__TASK INSTRUCTIONS__
Only one stretch of the data below should be repeated: the lines from the line containing "Give me the" through the line containing "useId, type ReactNode", inclusive, exactly as they are.

[Code that builds pages]
————————

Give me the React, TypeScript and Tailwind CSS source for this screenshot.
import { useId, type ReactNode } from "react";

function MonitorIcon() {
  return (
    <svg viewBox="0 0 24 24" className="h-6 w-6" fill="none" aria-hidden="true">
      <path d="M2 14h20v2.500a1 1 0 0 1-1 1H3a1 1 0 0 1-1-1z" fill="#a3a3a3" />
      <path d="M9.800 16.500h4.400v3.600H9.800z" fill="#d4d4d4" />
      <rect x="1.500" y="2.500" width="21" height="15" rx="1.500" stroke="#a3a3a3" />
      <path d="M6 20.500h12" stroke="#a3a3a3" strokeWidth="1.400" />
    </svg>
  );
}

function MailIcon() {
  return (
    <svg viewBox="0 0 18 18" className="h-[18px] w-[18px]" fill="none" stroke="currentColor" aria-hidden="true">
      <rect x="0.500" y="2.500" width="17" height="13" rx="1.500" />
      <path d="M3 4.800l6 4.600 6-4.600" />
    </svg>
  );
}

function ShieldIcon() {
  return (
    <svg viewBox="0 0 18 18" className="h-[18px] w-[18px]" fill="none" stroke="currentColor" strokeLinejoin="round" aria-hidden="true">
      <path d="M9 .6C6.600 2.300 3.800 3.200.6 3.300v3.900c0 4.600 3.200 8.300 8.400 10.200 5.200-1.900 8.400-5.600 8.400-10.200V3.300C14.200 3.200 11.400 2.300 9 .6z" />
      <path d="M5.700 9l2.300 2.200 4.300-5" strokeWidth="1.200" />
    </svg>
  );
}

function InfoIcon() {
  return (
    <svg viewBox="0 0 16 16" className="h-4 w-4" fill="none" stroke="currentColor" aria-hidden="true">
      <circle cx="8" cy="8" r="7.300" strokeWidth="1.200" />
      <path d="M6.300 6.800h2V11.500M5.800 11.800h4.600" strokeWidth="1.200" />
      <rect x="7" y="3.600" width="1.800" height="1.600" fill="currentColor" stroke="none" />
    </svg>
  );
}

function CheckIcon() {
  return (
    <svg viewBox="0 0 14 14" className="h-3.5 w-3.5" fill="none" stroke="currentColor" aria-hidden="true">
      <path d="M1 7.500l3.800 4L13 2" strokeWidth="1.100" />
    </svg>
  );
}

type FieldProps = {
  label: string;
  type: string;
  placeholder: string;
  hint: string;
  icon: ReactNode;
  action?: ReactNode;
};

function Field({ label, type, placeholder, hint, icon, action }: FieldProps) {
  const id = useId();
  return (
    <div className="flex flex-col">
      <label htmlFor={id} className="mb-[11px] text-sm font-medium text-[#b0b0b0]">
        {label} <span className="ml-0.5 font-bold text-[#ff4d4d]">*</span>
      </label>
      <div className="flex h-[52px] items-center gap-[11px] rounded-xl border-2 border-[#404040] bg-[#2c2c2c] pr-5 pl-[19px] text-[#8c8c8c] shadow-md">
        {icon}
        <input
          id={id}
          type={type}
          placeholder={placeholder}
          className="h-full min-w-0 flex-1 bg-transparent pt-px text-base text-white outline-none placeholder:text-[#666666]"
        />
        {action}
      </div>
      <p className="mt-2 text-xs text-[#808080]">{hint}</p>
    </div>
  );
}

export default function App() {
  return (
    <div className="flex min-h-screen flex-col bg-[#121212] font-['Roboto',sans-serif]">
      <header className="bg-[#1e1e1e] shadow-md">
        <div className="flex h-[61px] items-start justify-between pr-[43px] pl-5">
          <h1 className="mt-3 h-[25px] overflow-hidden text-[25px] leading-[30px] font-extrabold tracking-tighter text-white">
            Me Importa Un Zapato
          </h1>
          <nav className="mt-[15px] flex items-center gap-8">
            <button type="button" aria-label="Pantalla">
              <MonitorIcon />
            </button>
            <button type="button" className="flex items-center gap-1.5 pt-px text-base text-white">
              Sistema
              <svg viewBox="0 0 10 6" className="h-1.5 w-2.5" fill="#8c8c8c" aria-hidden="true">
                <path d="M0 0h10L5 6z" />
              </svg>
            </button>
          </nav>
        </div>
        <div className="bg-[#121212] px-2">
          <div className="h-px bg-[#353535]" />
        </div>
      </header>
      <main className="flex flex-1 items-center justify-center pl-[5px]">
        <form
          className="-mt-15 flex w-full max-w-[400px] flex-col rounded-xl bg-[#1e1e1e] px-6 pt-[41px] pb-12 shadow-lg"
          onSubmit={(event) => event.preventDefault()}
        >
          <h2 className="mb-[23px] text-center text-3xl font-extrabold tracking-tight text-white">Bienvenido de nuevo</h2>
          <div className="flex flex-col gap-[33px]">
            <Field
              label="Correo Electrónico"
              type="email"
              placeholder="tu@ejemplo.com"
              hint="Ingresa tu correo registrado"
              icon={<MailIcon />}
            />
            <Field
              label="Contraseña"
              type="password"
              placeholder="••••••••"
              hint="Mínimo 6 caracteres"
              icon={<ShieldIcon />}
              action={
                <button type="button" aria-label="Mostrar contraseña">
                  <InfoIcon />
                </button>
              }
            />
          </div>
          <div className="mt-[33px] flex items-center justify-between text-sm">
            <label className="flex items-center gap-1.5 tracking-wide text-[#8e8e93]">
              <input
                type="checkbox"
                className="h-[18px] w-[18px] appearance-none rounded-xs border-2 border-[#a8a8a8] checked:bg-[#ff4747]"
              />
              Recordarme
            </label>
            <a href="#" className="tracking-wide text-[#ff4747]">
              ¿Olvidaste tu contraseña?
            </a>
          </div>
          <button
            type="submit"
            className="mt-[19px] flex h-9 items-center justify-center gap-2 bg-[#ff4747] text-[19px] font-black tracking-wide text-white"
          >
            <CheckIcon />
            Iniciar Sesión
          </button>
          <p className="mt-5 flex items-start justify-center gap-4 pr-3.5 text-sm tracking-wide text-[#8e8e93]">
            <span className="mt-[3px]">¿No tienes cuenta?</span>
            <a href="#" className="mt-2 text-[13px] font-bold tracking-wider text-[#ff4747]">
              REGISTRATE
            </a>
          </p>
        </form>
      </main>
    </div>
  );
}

————————

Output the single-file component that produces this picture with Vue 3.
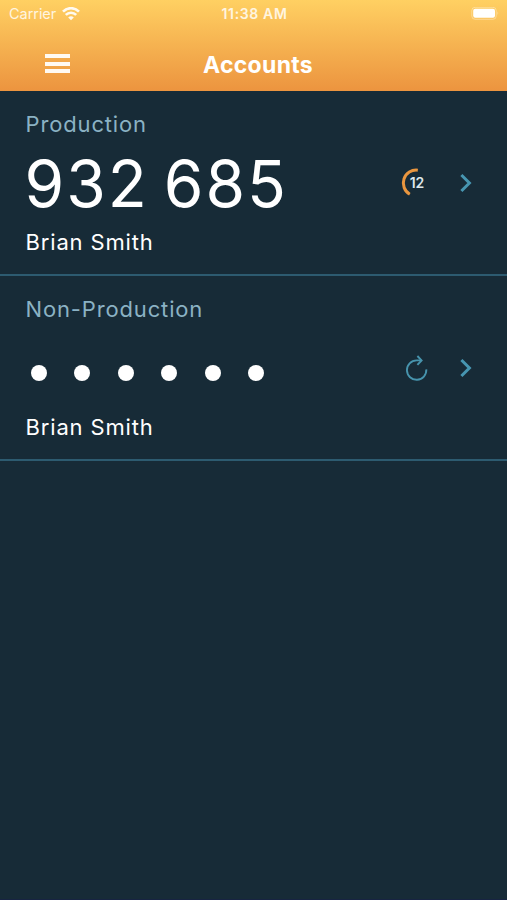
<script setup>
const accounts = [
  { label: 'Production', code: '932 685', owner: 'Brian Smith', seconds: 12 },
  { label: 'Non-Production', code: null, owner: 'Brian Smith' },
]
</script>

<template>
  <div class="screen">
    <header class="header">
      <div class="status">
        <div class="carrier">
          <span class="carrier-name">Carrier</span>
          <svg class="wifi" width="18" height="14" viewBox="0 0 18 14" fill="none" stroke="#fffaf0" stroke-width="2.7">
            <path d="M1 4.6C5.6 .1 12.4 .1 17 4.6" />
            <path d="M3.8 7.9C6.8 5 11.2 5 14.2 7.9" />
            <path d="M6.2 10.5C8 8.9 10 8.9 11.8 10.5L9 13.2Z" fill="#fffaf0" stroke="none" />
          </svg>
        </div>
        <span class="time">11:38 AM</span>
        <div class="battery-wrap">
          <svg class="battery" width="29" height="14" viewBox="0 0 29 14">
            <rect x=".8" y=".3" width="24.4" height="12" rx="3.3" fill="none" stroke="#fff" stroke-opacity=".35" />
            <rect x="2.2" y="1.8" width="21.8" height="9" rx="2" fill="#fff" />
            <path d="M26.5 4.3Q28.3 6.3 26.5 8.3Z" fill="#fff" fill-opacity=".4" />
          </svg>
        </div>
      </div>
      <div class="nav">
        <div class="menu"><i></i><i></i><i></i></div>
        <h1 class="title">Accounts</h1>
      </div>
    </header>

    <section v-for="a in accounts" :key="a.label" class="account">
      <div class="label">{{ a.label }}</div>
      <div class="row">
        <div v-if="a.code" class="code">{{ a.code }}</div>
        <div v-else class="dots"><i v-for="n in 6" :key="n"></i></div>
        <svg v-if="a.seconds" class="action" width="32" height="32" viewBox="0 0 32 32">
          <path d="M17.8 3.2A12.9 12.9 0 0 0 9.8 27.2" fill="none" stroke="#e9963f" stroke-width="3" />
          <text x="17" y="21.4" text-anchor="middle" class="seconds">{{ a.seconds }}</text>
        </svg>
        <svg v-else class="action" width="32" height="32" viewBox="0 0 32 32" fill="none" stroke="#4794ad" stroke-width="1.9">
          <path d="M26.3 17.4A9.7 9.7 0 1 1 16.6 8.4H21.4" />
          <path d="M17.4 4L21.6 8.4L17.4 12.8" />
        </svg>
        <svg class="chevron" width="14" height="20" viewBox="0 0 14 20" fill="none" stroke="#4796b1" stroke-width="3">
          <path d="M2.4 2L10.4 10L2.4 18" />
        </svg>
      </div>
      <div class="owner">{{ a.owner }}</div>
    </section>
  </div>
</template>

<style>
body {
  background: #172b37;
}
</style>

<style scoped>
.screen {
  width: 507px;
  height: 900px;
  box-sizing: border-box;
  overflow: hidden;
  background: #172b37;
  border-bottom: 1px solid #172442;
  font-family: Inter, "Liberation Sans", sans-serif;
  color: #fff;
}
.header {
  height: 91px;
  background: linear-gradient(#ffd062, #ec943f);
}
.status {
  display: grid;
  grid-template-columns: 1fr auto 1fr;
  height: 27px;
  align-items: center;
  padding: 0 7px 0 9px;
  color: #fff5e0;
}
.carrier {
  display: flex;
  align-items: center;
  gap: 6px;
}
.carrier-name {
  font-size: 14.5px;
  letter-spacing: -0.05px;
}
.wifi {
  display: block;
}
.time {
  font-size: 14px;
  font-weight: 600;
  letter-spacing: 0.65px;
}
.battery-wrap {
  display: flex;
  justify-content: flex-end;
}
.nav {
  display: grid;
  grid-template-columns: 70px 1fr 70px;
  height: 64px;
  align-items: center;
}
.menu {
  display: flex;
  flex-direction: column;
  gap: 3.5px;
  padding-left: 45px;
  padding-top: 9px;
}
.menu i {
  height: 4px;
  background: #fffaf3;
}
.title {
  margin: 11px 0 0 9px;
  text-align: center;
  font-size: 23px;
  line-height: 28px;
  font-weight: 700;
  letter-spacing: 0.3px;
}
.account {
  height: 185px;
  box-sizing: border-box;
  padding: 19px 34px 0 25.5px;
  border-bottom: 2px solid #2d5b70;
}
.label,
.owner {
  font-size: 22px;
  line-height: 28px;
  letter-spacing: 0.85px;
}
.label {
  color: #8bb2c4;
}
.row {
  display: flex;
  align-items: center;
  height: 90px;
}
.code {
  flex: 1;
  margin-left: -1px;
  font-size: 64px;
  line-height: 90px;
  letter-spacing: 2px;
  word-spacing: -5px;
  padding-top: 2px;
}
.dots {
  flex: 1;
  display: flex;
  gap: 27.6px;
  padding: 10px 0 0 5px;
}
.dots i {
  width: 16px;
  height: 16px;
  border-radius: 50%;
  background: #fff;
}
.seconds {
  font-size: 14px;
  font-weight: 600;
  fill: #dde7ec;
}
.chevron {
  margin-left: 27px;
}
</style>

————————

__THE ANSWER__
Give me the React, TypeScript and Tailwind CSS source for this screenshot.
import { useId, type ReactNode } from "react";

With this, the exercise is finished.